Aumentano i voucher: più 32,3 per cento rispetto al 2015

Redazione

I dati diffusi oggi dall'Inps. Ma i buoni lavoro non sono il demonio, bensì uno strumento utile e sano per le Pmi

Nel periodo gennaio-ottobre 2016 sono stati venduti 121,5 milioni di voucher destinati al pagamento delle prestazioni di lavoro accessorio, del valore nominale di 10 euro, con un incremento, rispetto ai primi dieci mesi del 2015, pari al 32,3 per cento. I dati diffusi dall'Inps nell'Osservatorio sul precariato, ricordando che nei primi dieci mesi del 2015, la crescita dell'utilizzo dei voucher, rispetto al 2014, era stata pari al 67,6 per cento. Ripubblichiamo un editoriale di sabato 17 dicembre, in difesa dei buoni lavoro. 

 


 

Nessuno tocchi i voucher. Dice la vulgata che i buoni lavoro sono il cavallo di Troia della precarizzazione. Invece, il loro successo (109,6 milioni di buoni nei primi nove mesi del 2016, il 34,6 per cento in più dell’anno precedente) riflette la volontà di utilizzare lavoro regolare, se solo è possibile farlo a condizioni compatibili con il loro modello di business.
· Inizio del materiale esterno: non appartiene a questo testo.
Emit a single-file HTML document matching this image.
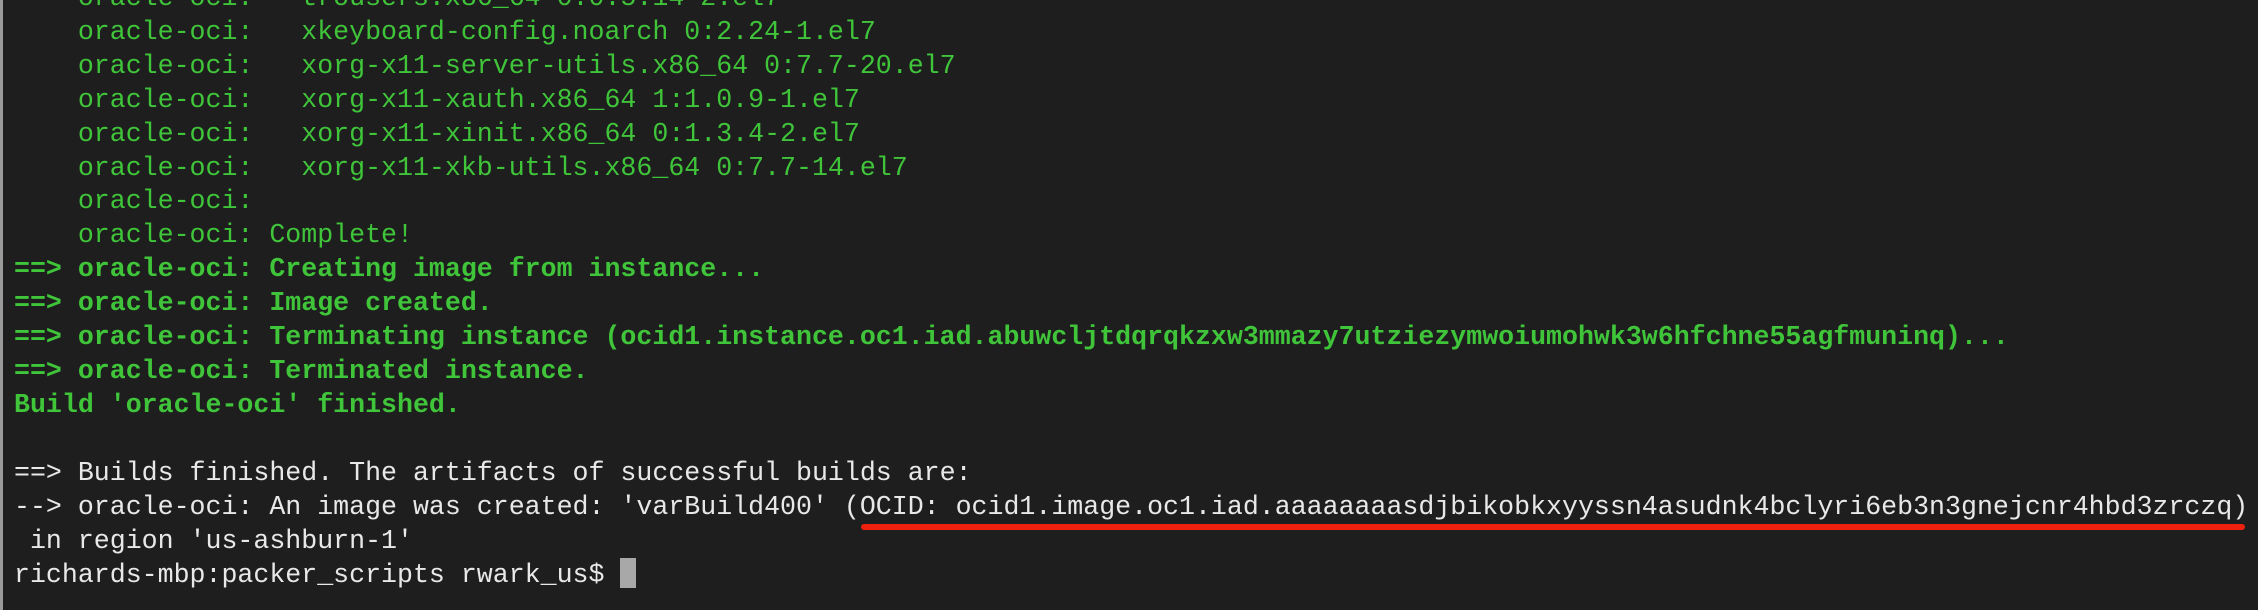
<!DOCTYPE html>
<html><head><meta charset="utf-8"><style>
html,body{margin:0;padding:0;}
body{width:2258px;height:610px;background:#1e1e1e;overflow:hidden;position:relative;}
.b{position:absolute;left:0;top:0;width:3px;height:610px;background:#9a9a9a;}
pre{position:absolute;left:14px;top:-18px;margin:0;font-family:"Liberation Mono",monospace;font-size:26.6px;line-height:33.9px;color:#e8e8e8;white-space:pre;}
.g{color:#3fc43a;}
.gb{color:#3fc43a;font-weight:bold;}
.cur{display:inline-block;width:16px;height:30px;background:#a8a8a8;vertical-align:-6px;}
.red{position:absolute;left:861px;top:524px;width:1384px;height:6px;background:#f0200e;border-radius:3px;}
</style></head><body>
<div class="b"></div>
<pre><span class="g">    oracle-oci:   trousers.x86_64 0:0.5.14-2.el7</span>
<span class="g">    oracle-oci:   xkeyboard-config.noarch 0:2.24-1.el7</span>
<span class="g">    oracle-oci:   xorg-x11-server-utils.x86_64 0:7.7-20.el7</span>
<span class="g">    oracle-oci:   xorg-x11-xauth.x86_64 1:1.0.9-1.el7</span>
<span class="g">    oracle-oci:   xorg-x11-xinit.x86_64 0:1.3.4-2.el7</span>
<span class="g">    oracle-oci:   xorg-x11-xkb-utils.x86_64 0:7.7-14.el7</span>
<span class="g">    oracle-oci:</span>
<span class="g">    oracle-oci: Complete!</span>
<span class="gb">==&gt; oracle-oci: Creating image from instance...</span>
<span class="gb">==&gt; oracle-oci: Image created.</span>
<span class="gb">==&gt; oracle-oci: Terminating instance (ocid1.instance.oc1.iad.abuwcljtdqrqkzxw3mmazy7utziezymwoiumohwk3w6hfchne55agfmuninq)...</span>
<span class="gb">==&gt; oracle-oci: Terminated instance.</span>
<span class="gb">Build 'oracle-oci' finished.</span>

==&gt; Builds finished. The artifacts of successful builds are:
--&gt; oracle-oci: An image was created: 'varBuild400' (OCID: ocid1.image.oc1.iad.aaaaaaaasdjbikobkxyyssn4asudnk4bclyri6eb3n3gnejcnr4hbd3zrczq)
 in region 'us-ashburn-1'
richards-mbp:packer_scripts rwark_us$ <span class="cur"></span></pre>
<div class="red"></div>
</body></html>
Non è un caso se i buoni lavoro sono utilizzati soprattutto in settori quali il commercio, il turismo, i lavori domestici e il giardinaggio, dove prima proliferava il lavoro nero. L’idea di poter cancellare tutto questo con un tratto di penna tradisce un pregiudizio e un’illusione: il pregiudizio che l’unica forma di occupazione “degna” sia quella all’interno della grande impresa manifatturiera, e l’illusione che, fissando ex lege quel modello organizzativo, il mondo si aggiusterà di conseguenza.

 

Purtroppo per gli aspiranti demiurghi, il 99 per cento delle imprese italiane ha meno di cinquanta addetti (il 95 per cento addirittura meno di dieci) e queste danno lavoro al 51 per cento del totale degli occupati. Il grosso del mercato del lavoro, insomma, sta proprio in quella fascia che non è strutturalmente in grado di seguire i diktat epifanian-speranzian-grillin-salvinian-camussiani. E’ possibile che dei voucher si sia abusato: le recenti modifiche per aumentarne trasparenza e tracciabilità sono una risposta seria. Ma sempre più la linea del Piave è quella tra chi vuole gettare l’acqua sporca degli abusi salvando il bambino dell’occupazione flessibile ma regolare, e chi invece per furia ideologica vuole preservare la purezza delle forme anche al costo di scoperchiare il vaso di Pandora del lavoro sommerso. No grazie.